Commentary

EU Official 'Deeply Regrets' Google's New Privacy Policy

It seems that European authorities are still peeved with Google for rolling out a new privacy policy earlier this month.

The new policy allows the company to combine data from signed-in users across YouTube, Search, Gmail and other searches. While the company isn't collecting any more data than before, it now uses that data to personalize ads and other features to a greater extent. 

Late last week, Isabel Falque-Pierrotin, chair of France's National Commission for Computing and Civil Liberties, said in a letter to Google CEO Larry Page that the CNIL "deeply regrets that Google did not delay the application of the new policy."

Falque-Pierrotin last month unsuccessfully tried to convince Page to delay the rollout, saying that the new policy violates a European directive requiring companies to tell people how their data will be used.

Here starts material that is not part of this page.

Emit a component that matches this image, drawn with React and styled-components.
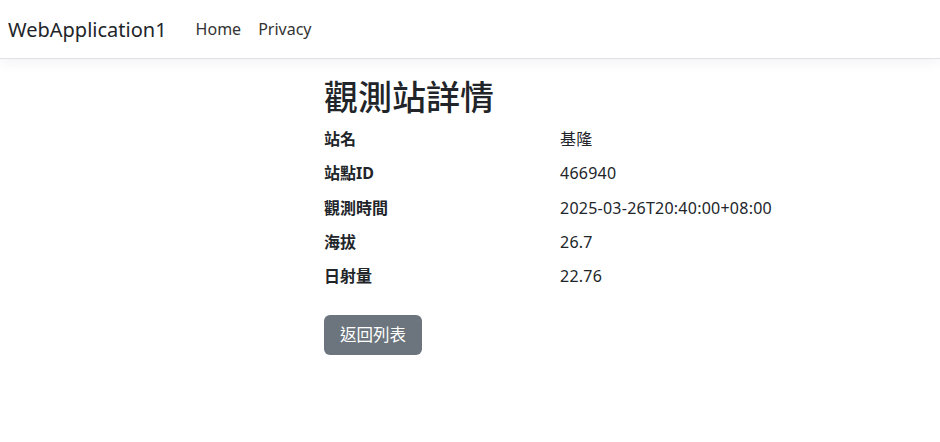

When Google rolled out the new policy on March 1, Alma Whitten, director of privacy, product and engineering, explained in a blog post how the company intends to draw upon the additional data to target ads. "In the future, if you do frequent searches for Jamie Oliver, we could recommend Jamie Oliver videos when you’re looking for recipes on YouTube -- or we might suggest ads for his cookbooks when you’re on other Google properties," Whitten wrote.

But Falque-Pierrotin wants more details. She is now requesting that Google answer dozens of questions about its new privacy policy and how, exactly, its personalization program will work. Among other questions, she is asking which Google services will collect data to personalize search results and which services will collect data to personalize ads. She also asks what types of tailored content -- other than search results and ads -- it sends to users.

In the U.S., a coalition of attorneys general expressed concerns about the change, as did consumer advocates. Federal Trade Commission chairman Jon Leibowitz lamented that Google was giving consumers a "binary and somewhat brutal" choice.

To date, however, no officials in the U.S. have said that they believe the new privacy policy is unlawful.